The main question that came up for me has always been why one would use RDF (or RDF/XML) instead of a plain, non-RDF XML vocabulary for data transfer, sharing, integration, etc. I'll attempt to answer that question...primarily for my own edification...and then a real world example will be briefly discussed to hopefully dislodge the lingering RDF monkey from my back.
Flexibility: RDF is the Model
The plain XML vs. RDF question was posed by Leigh Dodds
a while ago, with a few members of the RDF community responding.
One of the most concise answers was from Shelley Powers:
RDF is based on a domain-neutral model that allows one set of statements to be merged with another set of statements, even though the information contained in each set of statements may differ dramatically. Plain XML is hierarchical and only needs to be well-formed (and hopefully valid against a schema); extracting anything semantically within the document is dependent upon some shared, explicit understanding between consumers and producers of the XML.
In contrast, RDF is composed of simple statements (subject-predicate-object triples) which facilitate immediate consumption without having
to worry about structure or order (i.e, elements, child nodes, attributes, etc.).
RDF is the model. The processing of triples is highly predictable and static, reducing the effort involved when things change.
Plain XML has an ever varying model depending on the vocabulary - only its syntax remains the same.
What happens if a plain XML schema changes, structurally and/or semantically? Combined with an environment of distributed data and multiple parties involved
in owning or generating that data, the time and effort required to accommodate modifications could be quite high.

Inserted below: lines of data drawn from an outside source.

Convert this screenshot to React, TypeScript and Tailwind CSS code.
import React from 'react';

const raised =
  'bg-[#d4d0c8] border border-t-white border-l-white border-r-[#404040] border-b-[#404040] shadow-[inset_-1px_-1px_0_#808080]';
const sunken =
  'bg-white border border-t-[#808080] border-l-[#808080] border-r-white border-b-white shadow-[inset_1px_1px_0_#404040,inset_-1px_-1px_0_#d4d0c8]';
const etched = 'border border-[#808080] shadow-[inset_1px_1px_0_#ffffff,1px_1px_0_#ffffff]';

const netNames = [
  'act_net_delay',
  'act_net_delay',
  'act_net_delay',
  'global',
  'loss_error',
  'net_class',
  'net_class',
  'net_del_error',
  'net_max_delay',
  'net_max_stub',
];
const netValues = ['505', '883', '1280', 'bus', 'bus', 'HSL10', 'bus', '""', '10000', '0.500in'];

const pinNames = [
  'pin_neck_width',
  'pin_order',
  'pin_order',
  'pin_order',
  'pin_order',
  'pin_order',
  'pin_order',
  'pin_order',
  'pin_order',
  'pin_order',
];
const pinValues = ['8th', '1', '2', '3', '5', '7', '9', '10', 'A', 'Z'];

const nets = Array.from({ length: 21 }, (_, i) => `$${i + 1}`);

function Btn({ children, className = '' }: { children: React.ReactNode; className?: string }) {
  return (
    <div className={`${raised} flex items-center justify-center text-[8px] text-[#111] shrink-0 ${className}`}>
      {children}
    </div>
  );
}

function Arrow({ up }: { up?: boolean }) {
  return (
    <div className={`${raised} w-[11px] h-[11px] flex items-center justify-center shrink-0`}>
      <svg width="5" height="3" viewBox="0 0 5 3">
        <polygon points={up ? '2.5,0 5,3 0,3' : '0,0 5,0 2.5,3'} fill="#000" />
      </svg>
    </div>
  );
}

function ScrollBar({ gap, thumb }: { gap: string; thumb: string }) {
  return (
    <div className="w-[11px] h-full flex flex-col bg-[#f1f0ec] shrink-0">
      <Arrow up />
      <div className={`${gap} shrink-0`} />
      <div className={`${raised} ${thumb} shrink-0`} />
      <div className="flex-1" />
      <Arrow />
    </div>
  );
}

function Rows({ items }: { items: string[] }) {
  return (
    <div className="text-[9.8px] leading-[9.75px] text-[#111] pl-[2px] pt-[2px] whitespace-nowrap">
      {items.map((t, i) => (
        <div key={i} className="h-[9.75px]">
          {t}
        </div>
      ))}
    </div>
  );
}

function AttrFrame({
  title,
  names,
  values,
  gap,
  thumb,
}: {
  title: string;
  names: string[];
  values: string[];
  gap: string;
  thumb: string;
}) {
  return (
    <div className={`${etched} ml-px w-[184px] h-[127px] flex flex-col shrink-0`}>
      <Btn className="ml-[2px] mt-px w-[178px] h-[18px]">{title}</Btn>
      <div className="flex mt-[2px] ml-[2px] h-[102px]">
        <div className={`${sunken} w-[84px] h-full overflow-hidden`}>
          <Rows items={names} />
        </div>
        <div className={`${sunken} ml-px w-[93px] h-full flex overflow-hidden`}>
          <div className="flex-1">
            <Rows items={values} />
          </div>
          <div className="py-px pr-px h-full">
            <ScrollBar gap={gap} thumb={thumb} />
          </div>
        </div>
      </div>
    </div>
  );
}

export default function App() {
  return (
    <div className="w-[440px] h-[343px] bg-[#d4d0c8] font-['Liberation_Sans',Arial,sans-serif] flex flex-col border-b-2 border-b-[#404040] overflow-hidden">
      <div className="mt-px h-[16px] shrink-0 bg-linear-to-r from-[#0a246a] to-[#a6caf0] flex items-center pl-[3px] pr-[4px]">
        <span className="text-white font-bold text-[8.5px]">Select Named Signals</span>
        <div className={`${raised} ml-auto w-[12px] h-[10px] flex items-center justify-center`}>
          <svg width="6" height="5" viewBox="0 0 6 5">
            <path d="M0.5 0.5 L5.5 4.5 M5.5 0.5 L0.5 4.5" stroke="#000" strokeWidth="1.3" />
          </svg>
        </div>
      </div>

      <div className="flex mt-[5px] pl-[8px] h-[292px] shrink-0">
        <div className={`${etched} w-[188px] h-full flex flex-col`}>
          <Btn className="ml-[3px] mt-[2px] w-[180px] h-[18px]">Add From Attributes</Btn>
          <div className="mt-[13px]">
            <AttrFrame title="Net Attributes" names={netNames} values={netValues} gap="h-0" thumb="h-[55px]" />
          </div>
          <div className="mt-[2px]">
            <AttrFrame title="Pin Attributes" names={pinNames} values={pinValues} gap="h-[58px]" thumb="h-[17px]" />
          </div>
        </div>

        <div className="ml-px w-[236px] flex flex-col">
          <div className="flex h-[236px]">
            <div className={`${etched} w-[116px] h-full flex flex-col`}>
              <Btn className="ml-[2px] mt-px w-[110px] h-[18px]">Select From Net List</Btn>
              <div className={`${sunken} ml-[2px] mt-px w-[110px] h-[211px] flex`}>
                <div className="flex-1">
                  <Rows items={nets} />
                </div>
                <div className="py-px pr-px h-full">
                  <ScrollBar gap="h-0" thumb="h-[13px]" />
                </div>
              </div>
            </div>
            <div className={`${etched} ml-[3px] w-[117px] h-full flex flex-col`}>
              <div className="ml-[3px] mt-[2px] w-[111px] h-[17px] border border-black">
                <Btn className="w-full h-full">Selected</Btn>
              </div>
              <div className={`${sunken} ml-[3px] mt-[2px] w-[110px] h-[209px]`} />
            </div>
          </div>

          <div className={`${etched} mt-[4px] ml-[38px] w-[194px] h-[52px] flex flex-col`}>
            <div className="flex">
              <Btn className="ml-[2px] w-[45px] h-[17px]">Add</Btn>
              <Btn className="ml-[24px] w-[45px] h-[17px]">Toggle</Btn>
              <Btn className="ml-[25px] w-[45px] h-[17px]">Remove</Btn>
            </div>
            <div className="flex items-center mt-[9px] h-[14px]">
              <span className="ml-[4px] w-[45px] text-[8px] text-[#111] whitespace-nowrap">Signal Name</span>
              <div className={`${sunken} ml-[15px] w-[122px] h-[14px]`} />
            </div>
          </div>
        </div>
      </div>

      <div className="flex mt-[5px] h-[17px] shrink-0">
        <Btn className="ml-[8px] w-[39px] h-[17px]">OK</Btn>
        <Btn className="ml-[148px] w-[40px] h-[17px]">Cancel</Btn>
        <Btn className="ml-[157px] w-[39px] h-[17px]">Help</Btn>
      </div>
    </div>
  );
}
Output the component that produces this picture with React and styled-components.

Efficient Integration of Decentralized Data
As alluded to above, perhaps the most significant aspect of RDF is how the basic triple model enables the merging and integration of decentralized data.
The processing of triples from two or more sources (and with different RDF vocabularies all together) can occur immediately thanks to namespaces.
Integration of decentralized data also requires the ability to uniquely identify resources.
RDF's reliance on URIs (which by definition and nature of the Internet must be unique) provides this uniqueness in a simple and elegant manner.
Graph Based Data Models
Data sets that adhere to a basic graph model are especially well suited for representation in RDF.
The simple hyperlinked characteristics of RDF
allow loose coupling and late binding of resources directly in the RDF model.
The object in a triple statement is often another resource with its own URL, effectively creating a relationship between resources that may not
reside in the same domain. In addition, the RDF construct rdfs:seeAlso offers extension and linking of other sets
of RDF data that exist elsewhere on the web.
Plays Nicely with RESTful Web APIs
RDF fits nicely with web services adhering to a REST architecture.
In an article about connecting social content services,
Leigh Dodds points out the complimentary features of RDF and REST:
as RDF uses URIs as the means of identifying resources, the API URL structure and the response format can be closely related.
Not that a plain XML vocabulary does not have a place in RESTful web APIs, but both RDF and REST are inherently "resource" centric
and can result in a more elegant and flexible service.
DOAP & the OSS Community
My interest in RDF has been piqued by the DOAP vocabulary created by Edd Dumbill, which describes open source software projects. A basic goal of DOAP is to allow people managing a project
to maintain and control project meta data on their own terms and in one place...and, in theory, avoid the time and effort involved in notifying various
repositories or services that updates have occurred.
An interesting project called DOAPspace started by Rob Cakebread is a DOAP repository being actively seeded from freely available project data from sources such as Freshmeat and SourceForge. Rob also has a solution (doapurl.org) to provide an authoritative source of DOAP project URLs following the model of Persistent URLs (PURLs). DOAP URLs will essentially be permanent, allowing authorized project members to edit the PURL-like DOAP URL if the actual project URL they control ever changes. DOAPspace can then reference doapurl.org managed URLs. These services are basically a platform for enabling the decentralized nature of DOAP and allowing project members to maintain their project data. However, there is one more critical piece here - notifying interested parties and services of DOAP updates. It involves an intermediary service called Ping the Semantic Web (PTSW). When DOAP is updated, the PTSW service can be pinged and the update event will be archived and time-stamped. DOAPspace (or any other service) can then use PTSW to learn of any DOAP update events.
ossmosis, a nascent web service I've briefly mentioned before, is in the same 'semantic' realm as it were and the role of DOAP with respect to ossmosis is evolving. The service is focused on contextual aspects of OSS projects and people, and we hope to contribute to (as well as benefit from) the emerging DOAP friendly OSS community. I hope to write a bunch more on this in the future when various pieces and thoughts have solidified.